Se suele adoptar la perspectiva interna. De este modo, una vez que ha administrado el orden público, la política se diluye en la policía. Esto es, de hecho, lo que queda de una política que, reducida por la tenaza de la economía y doblegada ante el arsenal ideológico burocrático, acaba convertida en residuo elocuente de su propia trágica ausencia. No obstante, la política no puede limitarse a las murallas de la polis; más aún si con esto nos referimos al perímetro estatal. Esto es especialmente cierto en el escenario del nuevo milenio, que es complejo, inestable y fragmentado. En el horizonte de la gobernanza no es posible explicar ni las inestabilidades y tensiones internas ni los movimientos que sacuden el ámbito transfronterizo, más allá de las fronteras, tachado de mero caos, de gris desbarajuste. Todo lo que viene de «afuera» adquiere una apariencia fantasmal: es una sombra ilusoria y a la vez una amenaza inminente. Igual que se clandestiniza la migración, se hace pasar la revuelta por un desorden oscuro y apolítico. Un enfoque regulativo y gubernamental no puede hacer otra cosa.
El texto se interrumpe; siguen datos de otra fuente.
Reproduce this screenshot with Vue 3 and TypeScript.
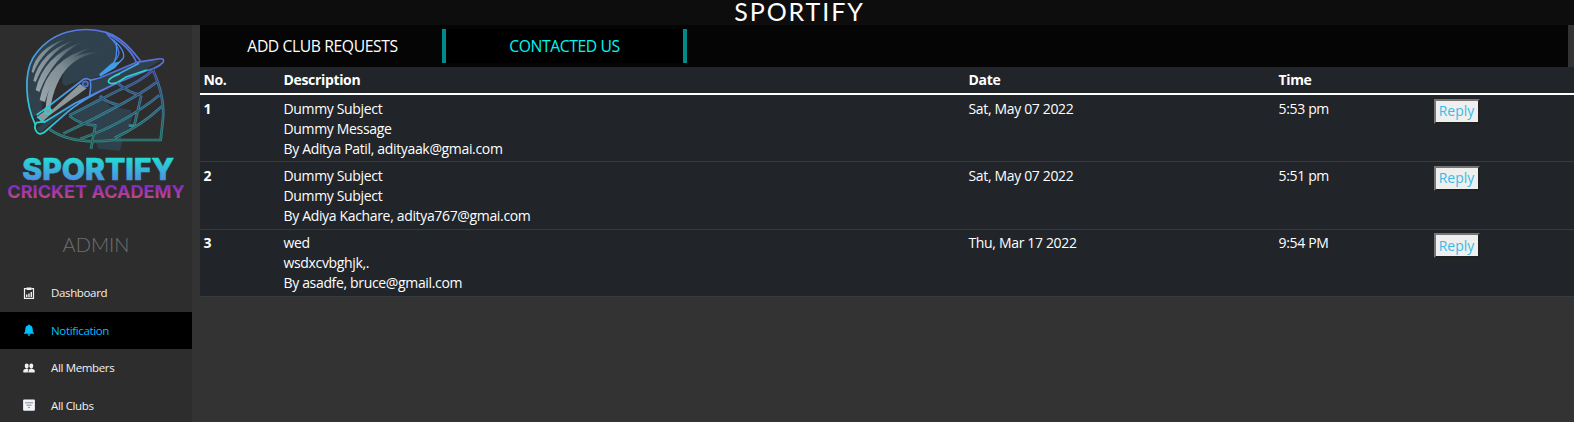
<script setup lang="ts">
interface NavItem {
  label: string
  icon: 'dashboard' | 'bell' | 'people' | 'filter'
  active?: boolean
}
interface Contact {
  subject: string
  message: string
  by: string
  date: string
  time: string
}

const nav: NavItem[] = [
  { label: 'Dashboard', icon: 'dashboard' },
  { label: 'Notification', icon: 'bell', active: true },
  { label: 'All Members', icon: 'people' },
  { label: 'All Clubs', icon: 'filter' },
]

const contacts: Contact[] = [
  { subject: 'Dummy Subject', message: 'Dummy Message', by: 'By Aditya Patil, adityaak@gmai.com', date: 'Sat, May 07 2022', time: '5:53 pm' },
  { subject: 'Dummy Subject', message: 'Dummy Subject', by: 'By Adiya Kachare, aditya767@gmai.com', date: 'Sat, May 07 2022', time: '5:51 pm' },
  { subject: 'wed', message: 'wsdxcvbghjk,.', by: 'By asadfe, bruce@gmail.com', date: 'Thu, Mar 17 2022', time: '9:54 PM' },
]
</script>

<template>
  <div class="page">
    <header class="topbar">SPORTIFY</header>
    <div class="body">
      <aside class="sidebar">
        <svg class="logo" viewBox="0 75 576 555" aria-label="Sportify Cricket Academy">
          <defs>
            <linearGradient id="shell" gradientUnits="userSpaceOnUse" x1="90" y1="400" x2="280" y2="90">
              <stop offset="0" stop-color="#25d9cf" />
              <stop offset=".4" stop-color="#41a9e6" />
              <stop offset="1" stop-color="#5877e0" />
            </linearGradient>
            <linearGradient id="peak" gradientUnits="userSpaceOnUse" x1="110" y1="395" x2="330" y2="250">
              <stop offset="0" stop-color="#25dacb" />
              <stop offset=".5" stop-color="#459fe8" />
              <stop offset="1" stop-color="#5a73dc" />
            </linearGradient>
            <linearGradient id="cage" gradientUnits="userSpaceOnUse" x1="0" y1="215" x2="0" y2="430">
              <stop offset="0" stop-color="#4a62b4" />
              <stop offset=".5" stop-color="#3a829f" />
              <stop offset="1" stop-color="#2b8f83" />
            </linearGradient>
            <linearGradient id="vent" gradientUnits="userSpaceOnUse" x1="120" y1="290" x2="270" y2="130">
              <stop offset="0" stop-color="#98a4a9" />
              <stop offset=".5" stop-color="#7f8c93" />
              <stop offset="1" stop-color="#30414e" />
            </linearGradient>
            <linearGradient id="name" x1="0" y1="0" x2="0" y2="1">
              <stop offset=".2" stop-color="#25d8d5" />
              <stop offset=".85" stop-color="#518be0" />
            </linearGradient>
            <linearGradient id="sub" x1="0" y1="0" x2="0" y2="1">
              <stop offset=".2" stop-color="#8128cf" />
              <stop offset=".85" stop-color="#c4497d" />
            </linearGradient>
          </defs>

          <path fill="#30414e" d="M82 290C72 210 90 150 180 108C225 88 290 86 320 103C350 127 360 160 340 188L300 228L270 238L240 240L196 258L185 250L114 345L98 350Q84 320 82 290Z" />
          <path fill="#2d2d2d" d="M124 340L134 322L152 324L196 260L186 250Q184 215 215 180Q172 215 150 322L128 300Z" />
          <path fill="#30414e" d="M275 244L299 238L412 186L482 181L440 208L350 249L225 312L150 372L122 398L110 385L135 367L225 310L275 283Z" />
          <path fill="#30414e" d="M215 342L300 290L330 318L392 330L397 352L385 386L362 402L367 425L360 452L295 446L285 420V378L240 366Z" />

          <g fill="url(#vent)">
            <path d="M95 215Q108 146 195 118Q128 150 100 219Z" />
            <path d="M100 242Q120 156 217 122Q140 162 107 246Z" />
            <path d="M107 270Q130 166 246 126Q160 170 118 276Z" />
            <path d="M119 300Q140 176 280 140Q172 182 134 306Z" />
            <path d="M137 323C148 214 204 145 318 157C222 158 168 218 151 326Z" />
          </g>
          <path fill="#8c989d" d="M114 348L134 334L158 328L240 252L260 265L150 345L124 368Z" />

          <g fill="none" stroke="url(#shell)" stroke-width="5" stroke-linecap="round" stroke-linejoin="round">
            <path d="M106 374C75 310 72 220 99 174C151 92 244 76 318 97C364 112 391 144 420 181" />
            <path d="M318 98C353 119 389 143 408 184" stroke="#5277df" />
            <path d="M322 104Q354 133 357 158Q356 179 302 224" stroke="#5277df" stroke-width="4" />
            <path d="M337 118Q377 151 370 174Q353 196 315 219" stroke="#4a8ce7" stroke-width="4" />
            <path d="M349 130Q354 172 337 196L302 225" stroke="#4a91e9" stroke-width="4" />
          </g>
          <path d="M298 222L335 190L362 184L345 204L300 230Z" fill="#419de8" />
          <g fill="none" stroke="url(#peak)" stroke-width="5" stroke-linejoin="round">
            <path d="M270 241L299 234L410 187L466 178Q497 172 489 187Q473 204 442 211L351 249C301 275 239 301 190 347L134 396Q114 410 106 388Q102 379 109 368L135 365L225 310L350 249" />
            <path d="M110 345L135 327L244 243Q256 230 270 240Q275 250 269 288M135 368L111 350" />
          </g>
          <path d="M342 229L417 190" fill="none" stroke="#45a6e5" stroke-width="5" />
          <path d="M360 221L342 229Q321 240 326 247Q331 254 351 248L378 231L440 210" fill="none" stroke="#2bd4c8" stroke-width="5" />
          <circle cx="256" cy="252" r="8" fill="#30414e" stroke="#526fd2" stroke-width="5" />
          <circle cx="144" cy="333" r="9" fill="#8c989d" stroke="#28d3d0" stroke-width="5" />

          <g fill="none" stroke="url(#cage)" stroke-width="8" stroke-linejoin="round">
            <path d="M458 208Q497 294 488 365L482 420H340Q216 435 149 388" />
            <path d="M462 208Q420 247 360 269L208 346M469 247Q400 300 190 401M478 286Q366 376 240 417M486 319Q423 378 344 414M353 249Q382 277 424 286M300 287Q316 307 356 315M208 347Q244 376 286 376L273 447M424 286L403 376L386 377" />
          </g>
          <path fill="none" stroke="#2e3b44" stroke-width="2" d="M458 208Q497 294 488 365L482 420H340Q216 435 149 388M462 208Q420 247 360 269L208 346M469 247Q400 300 190 401M478 286Q366 376 240 417M486 319Q423 378 344 414M353 249Q382 277 424 286M300 287Q316 307 356 315M208 347Q244 376 286 376L273 447M424 286L403 376" />

          <text x="67" y="541" class="logo-name" textLength="455" lengthAdjust="spacingAndGlyphs" fill="url(#name)" stroke="url(#name)">SPORTIFY</text>
          <text x="22" y="594" class="logo-sub" textLength="532" lengthAdjust="spacingAndGlyphs" fill="url(#sub)">CRICKET ACADEMY</text>
        </svg>
        <div class="role">ADMIN</div>
        <nav>
          <a v-for="item in nav" :key="item.label" class="nav-item" :class="{ active: item.active }">
            <svg v-if="item.icon === 'dashboard'" class="icon" viewBox="0 0 12 12">
              <path fill="none" stroke="currentColor" stroke-width="1.2" d="M3.7 1.6H1.5V11.3H10.5V1.6H8.3" />
              <path fill="currentColor" d="M3.5 .4H8.5V3H3.5ZM3 7.5H4.4V10H3ZM5.3 6.5H6.7V10H5.3ZM7.6 5H9V10H7.6Z" />
            </svg>
            <svg v-else-if="item.icon === 'bell'" class="icon" viewBox="0 0 12 12">
              <path fill="currentColor" d="M6 .4Q6.8 .4 6.9 1.3C9 1.8 9.7 3.5 9.7 5.5C9.7 7.6 10.1 8.4 11 9V9.7H1V9C1.9 8.4 2.3 7.6 2.3 5.5C2.3 3.5 3 1.8 5.1 1.3Q5.2 .4 6 .4ZM4.5 10.2H7.5Q7.3 11.7 6 11.7T4.5 10.2Z" />
            </svg>
            <svg v-else-if="item.icon === 'people'" class="icon" viewBox="0 0 12 12">
              <g fill="currentColor">
                <ellipse cx="3.7" cy="4" rx="2" ry="2.4" />
                <ellipse cx="8.3" cy="4" rx="2" ry="2.4" />
                <path d="M.3 10.4V8.3Q1 6.8 3.7 6.4Q5 6.5 5.4 7Q4.8 7.8 4.8 10.4ZM5.3 10.4Q5.1 7 8.3 6.4Q11 6.8 11.7 8.3V10.4Z" />
              </g>
            </svg>
            <svg v-else class="icon" viewBox="0 0 12 12">
              <rect x=".1" y=".5" width="11.8" height="11.2" rx="1" fill="#f1f5fb" />
              <path stroke="#85878b" stroke-width="1" d="M2 3.8H10M3.5 6.2H8.5M5 8.6H7" />
            </svg>
            <span>{{ item.label }}</span>
          </a>
        </nav>
      </aside>
      <main class="content">
        <div class="tabs">
          <div class="tab">ADD CLUB REQUESTS</div>
          <div class="tab selected">CONTACTED US</div>
        </div>
        <div class="table">
          <div class="row head">
            <b>No.</b><b>Description</b><b>Date</b><b>Time</b><span></span>
          </div>
          <div v-for="(c, i) in contacts" :key="i" class="row">
            <b>{{ i + 1 }}</b>
            <div>
              <div>{{ c.subject }}</div>
              <div>{{ c.message }}</div>
              <div>{{ c.by }}</div>
            </div>
            <span>{{ c.date }}</span>
            <span>{{ c.time }}</span>
            <div><button class="reply" type="button">Reply</button></div>
          </div>
        </div>
      </main>
    </div>
  </div>
</template>

<style>
body {
  background: #333;
}
</style>

<style scoped>
.page {
  height: 422px;
  display: flex;
  flex-direction: column;
  overflow: hidden;
  background: #333;
  color: #fff;
  font-family: 'Open Sans', 'Noto Sans', sans-serif;
}
.topbar {
  flex: 0 0 25px;
  background: #0d0d0d;
  text-align: center;
  font: 400 25px/23px Lato, sans-serif;
  letter-spacing: 1.9px;
  padding-left: 25px;
}
.body {
  flex: 1;
  min-height: 0;
  display: flex;
  gap: 8px;
}
.sidebar {
  flex: 0 0 192px;
  background: #2d2d2d;
}
.logo {
  display: block;
  width: 192px;
  height: 185px;
}
.logo-name {
  font: 800 90px Inter, sans-serif;
  stroke-width: 2;
}
.logo-sub {
  font: 700 52px Inter, sans-serif;
}
.role {
  height: 64px;
  line-height: 68px;
  text-align: center;
  color: #707070;
  font-family: Lato, sans-serif;
  font-weight: 300;
  font-size: 20px;
}
.nav-item {
  display: flex;
  align-items: center;
  height: 37.5px;
  padding-left: 23px;
  gap: 16px;
  font-size: 11.5px;
  letter-spacing: -0.35px;
  color: #f1f1f1;
}
.nav-item.active {
  background: #000;
  color: #00bfff;
}
.icon {
  width: 12px;
  height: 12px;
}
.content {
  flex: 1;
  min-width: 0;
}
.tabs {
  display: flex;
  box-sizing: border-box;
  width: 1368px;
  height: 42px;
  padding: 4px 0;
  background: #050505;
}
.tab {
  box-sizing: border-box;
  width: 246px;
  border-right: 4px solid #008b8b;
  padding-left: 3px;
  text-align: center;
  font-size: 15.7px;
  letter-spacing: -0.4px;
  line-height: 34px;
}
.tab.selected {
  width: 241px;
  padding-left: 0;
  background: #000;
  color: #00f5f5;
}
.table {
  background: #212529;
  font-size: 14px;
  letter-spacing: -0.34px;
  line-height: 20px;
}
.row {
  display: grid;
  grid-template-columns: 80px 685px 310px 155px 1fr;
  box-sizing: border-box;
  height: 67.4px;
  padding: 3.5px 3.5px 0;
  border-bottom: 1px solid #373b3e;
}
.row.head {
  height: 28px;
  padding-top: 3px;
  border-bottom: 2px solid #fff;
}
.reply {
  display: block;
  width: 46px;
  height: 25px;
  padding: 0;
  border: 2px outset #767676;
  background: #efefef;
  color: #3bbbe5;
  font: inherit;
}
</style>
Solo una política que haga el camino inverso, que se mueva desde los bordes, que quebrante las barreras, sustrayéndose de la función policial, puede rescatar su nombre. Una política así, que está presente allí donde estallan los conflictos, donde surgen las luchas, pone en común la injusticia, muestra el disenso, pone luz en los invisibles y los repudiados, se pone del lado de los que no tienen parte, niega la partición y la división, muestra la contingencia del orden, rompe la jerarquía policial del arché, que quiere el monopolio del principio, que dice haber establecido el mando. No hay política más que en la interrupción anárquica, en el vacío en el que, apenas perceptible, la llamada a la igualdad desdice la lógica del gobierno, donde en un movimiento incesante se reconstituye una y otra vez el ser-juntos de la comunidad.

[1] Cfr. J. Rancière, «Il torto: politica e polizia», en Il disaccordo. Politica e filosofia, trad. de B. Magni, Roma, Meltemi, 2007, pp. 41-60 [ed. cast.: El desacuerdo. Política y filosofía, trad. de H. Pons, Buenos Aires, Nueva Visión, 1996].